Some records:

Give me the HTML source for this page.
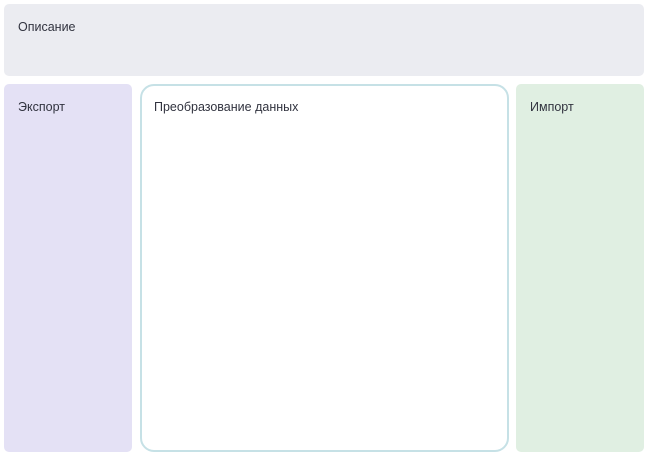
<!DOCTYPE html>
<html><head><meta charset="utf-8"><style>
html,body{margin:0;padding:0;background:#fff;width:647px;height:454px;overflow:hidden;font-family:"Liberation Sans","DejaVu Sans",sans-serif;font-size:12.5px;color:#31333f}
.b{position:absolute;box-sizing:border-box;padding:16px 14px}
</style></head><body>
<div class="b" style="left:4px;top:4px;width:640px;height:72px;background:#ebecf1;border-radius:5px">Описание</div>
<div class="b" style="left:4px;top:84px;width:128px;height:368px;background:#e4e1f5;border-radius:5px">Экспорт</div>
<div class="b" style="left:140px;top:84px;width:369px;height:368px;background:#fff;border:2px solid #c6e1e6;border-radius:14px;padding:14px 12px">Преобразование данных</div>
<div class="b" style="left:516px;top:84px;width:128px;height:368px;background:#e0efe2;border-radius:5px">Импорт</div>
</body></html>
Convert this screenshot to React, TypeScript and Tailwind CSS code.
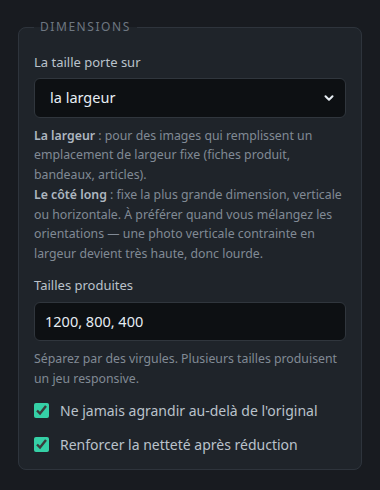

Brief —
Leave out the pictures and repeat everything else in the records exactly.

Reply —
Give me the HTML source for this page.
<!DOCTYPE html>
<html><head><meta charset="utf-8"><style>
html,body{margin:0;padding:0;background:#fff;width:647px;height:454px;overflow:hidden;font-family:"Liberation Sans","DejaVu Sans",sans-serif;font-size:12.5px;color:#31333f}
.b{position:absolute;box-sizing:border-box;padding:16px 14px}
</style></head><body>
<div class="b" style="left:4px;top:4px;width:640px;height:72px;background:#ebecf1;border-radius:5px">Описание</div>
<div class="b" style="left:4px;top:84px;width:128px;height:368px;background:#e4e1f5;border-radius:5px">Экспорт</div>
<div class="b" style="left:140px;top:84px;width:369px;height:368px;background:#fff;border:2px solid #c6e1e6;border-radius:14px;padding:14px 12px">Преобразование данных</div>
<div class="b" style="left:516px;top:84px;width:128px;height:368px;background:#e0efe2;border-radius:5px">Импорт</div>
</body></html>
Convert this screenshot to React, TypeScript and Tailwind CSS code.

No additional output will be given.